I was angry and upset. But I continued to jangle my coins. To that man’s relief, my box was quite full and heavy and it was hard for me to jangle real loud like I was in the beginning. My arm was beginning to ache and my feet were getting stiff. But I was determined to finish my 2 hour shift. A few minutes later, I found the same man walking towards me. I groaned inwardly. But to my surprise, he said, “I am sorry for being so rude to you. Actually I suffer from PTSD and any kind of repeated sound, really gets to me.” My anger melted and I said, “It’s all right. Don’t worry about it.” He continued to apologize before walking away.

Learning: Look beyond a person’s words. You don’t know what circumstances make them react the way they do.

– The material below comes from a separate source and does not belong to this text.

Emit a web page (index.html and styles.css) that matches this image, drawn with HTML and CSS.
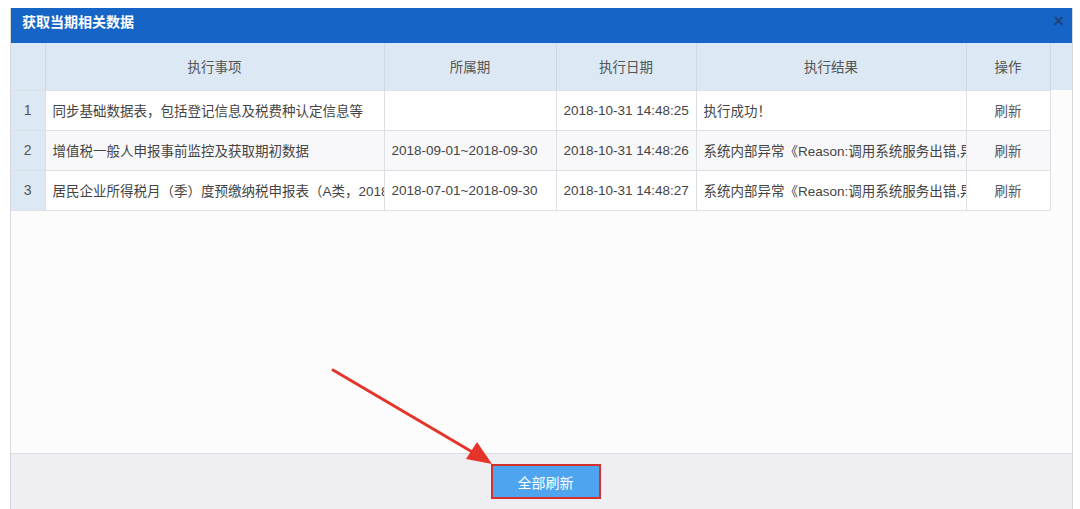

And the dollars and quarters kept coming in. I saw a bald, young man in a nice blazer and jeans walk past me and put some money in and hurried away before I could say anything. When I looked inside, it was a $20 bill. I was exhilarated. I blessed him in my mind. I wondered why he gave me a 20! It is a big sum to just drop in somewhere. Did he know someone close with AD? Was he having a bad day and wanted to make someone feel better? The truth is, I would never know.

Suddenly, I saw 2 men approach me. They looked scruffy. One of them said, “I have this torn dollar. Can I put this in and get a good one out.” I was nervous, but said no gingerly. He said, “Just kidding.” And shook my hand. Before leaving, he put in a couple of quarters.

Remember: Don’t judge a book by its cover.

Soon it was time for me to go. My box wasn’t full. But it was three quarters there. I felt good. I think I learnt a lot just by standing in a corner, jangling a near-empty box for 2 hours. You should try it sometime. I know I may never be able to walk away from someone jangling a box, ever again!